▸ **EXERCISE BRIEF**:
Leaving out every picture, copy the lines of the data exactly, from the first through the line containing "import React from".
====================
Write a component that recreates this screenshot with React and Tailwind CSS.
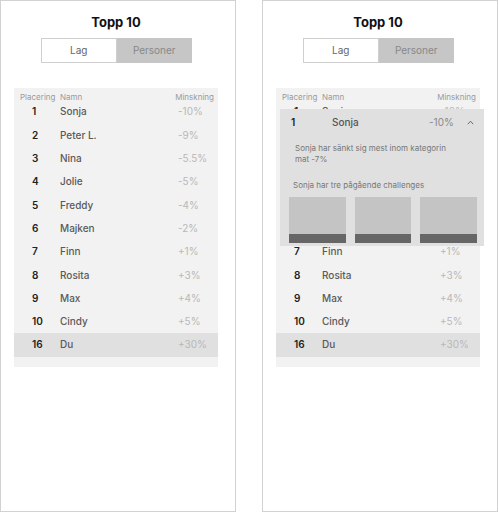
import React from "react";

const rows = [
  { rank: 1, name: "Sonja", change: "-10%" },
  { rank: 2, name: "Peter L.", change: "-9%" },
  { rank: 3, name: "Nina", change: "-5.5%" },
  { rank: 4, name: "Jolie", change: "-5%" },
  { rank: 5, name: "Freddy", change: "-4%" },
  { rank: 6, name: "Majken", change: "-2%" },
  { rank: 7, name: "Finn", change: "+1%" },
  { rank: 8, name: "Rosita", change: "+3%" },
  { rank: 9, name: "Max", change: "+4%" },
  { rank: 10, name: "Cindy", change: "+5%" },
];

const me = { rank: 16, name: "Du", change: "+30%" };

const Row = ({ row, highlight, hidden }) => (
  <div
    className={`flex items-center h-[23.3px] text-[10px] ${
      highlight ? "bg-[#e0e0e0]" : ""
    } ${hidden ? "invisible" : ""}`}
  >
    <div className="ml-[18px] w-[28px] font-semibold text-[#222]">{row.rank}</div>
    <div className="w-[118px] font-medium text-[#5a5a5a]">{row.name}</div>
    <div className="text-[#b8b8b8]">{row.change}</div>
  </div>
);

// opened row for the top person, lies over the list
const ExpandedCard = () => (
  <div className="absolute left-[4px] top-[21px] w-[204px] h-[137px] bg-[#e0e0e0]">
    <div className="flex items-center h-[27px] text-[10px]">
      <div className="ml-[11px] w-[41px] font-semibold text-[#222]">1</div>
      <div className="w-[97px] font-medium text-[#555]">Sonja</div>
      <div className="w-[38px] text-[#888]">-10%</div>
      <svg width="7" height="5" viewBox="0 0 7 5" className="text-[#666]">
        <path d="M0.8 4.2 L3.5 1.2 L6.2 4.2" fill="none" stroke="currentColor" strokeWidth="1" />
      </svg>
    </div>
    <p className="mt-[7px] ml-[15px] w-[160px] text-[8px] leading-[11px] text-[#777]">
      Sonja har sänkt sig mest inom kategorin mat -7%
    </p>
    <p className="mt-[15px] ml-[13px] text-[8px] leading-[11px] text-[#777]">
      Sonja har tre pågående challenges
    </p>
    <div className="mt-[6px] ml-[9px] mr-[7px] grid grid-cols-3 gap-[9px]">
      {[0, 1, 2].map((i) => (
        <div key={i} className="h-[46px] bg-[#c4c4c4] flex flex-col justify-end">
          <div className="h-[9px] bg-[#666]" />
        </div>
      ))}
    </div>
  </div>
);

const Screen = ({ expanded }) => (
  <div className="w-[236px] h-[512px] border border-[#d2d2d2] bg-white">
    <div className="ml-[13px] w-[204px] flex flex-col items-center">
      <h1 className="mt-[13px] text-[13px] leading-[16px] font-bold text-[#111]">Topp 10</h1>
      <div className="mt-[8px] flex h-[25px] w-[151px] text-[10px]">
        <div className="flex-1 flex items-center justify-center border border-[#cfcfcf] bg-white text-[#666]">
          Lag
        </div>
        <div className="flex-1 flex items-center justify-center bg-[#c6c6c6] text-[#888]">
          Personer
        </div>
      </div>
      <div className="relative mt-[25px] w-[204px] bg-[#f2f2f2] pb-[10px]">
        <div className="h-[12.35px] text-[8px] leading-[8px] text-[#9a9a9a]">
          <div className="flex pt-[5px]">
            <span className="ml-[6px] w-[40px]">Placering</span>
            <span>Namn</span>
            <span className="ml-auto mr-[4px]">Minskning</span>
          </div>
        </div>
        {rows.map((r) => (
          <Row key={r.rank} row={r} hidden={expanded && r.rank > 1 && r.rank < 7} />
        ))}
        <Row row={me} highlight />
        {expanded && <ExpandedCard />}
      </div>
    </div>
  </div>
);

export default function App() {
  return (
    <div
      className="w-[498px] h-[512px] flex gap-[26px] bg-white"
      style={{ fontFamily: "Inter, 'Noto Sans', sans-serif" }}
    >
      <Screen />
      <Screen expanded />
    </div>
  );
}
====================
▸ **WORKED ANSWER**:
Write a component that recreates this screenshot with React and Tailwind CSS.
import React from "react";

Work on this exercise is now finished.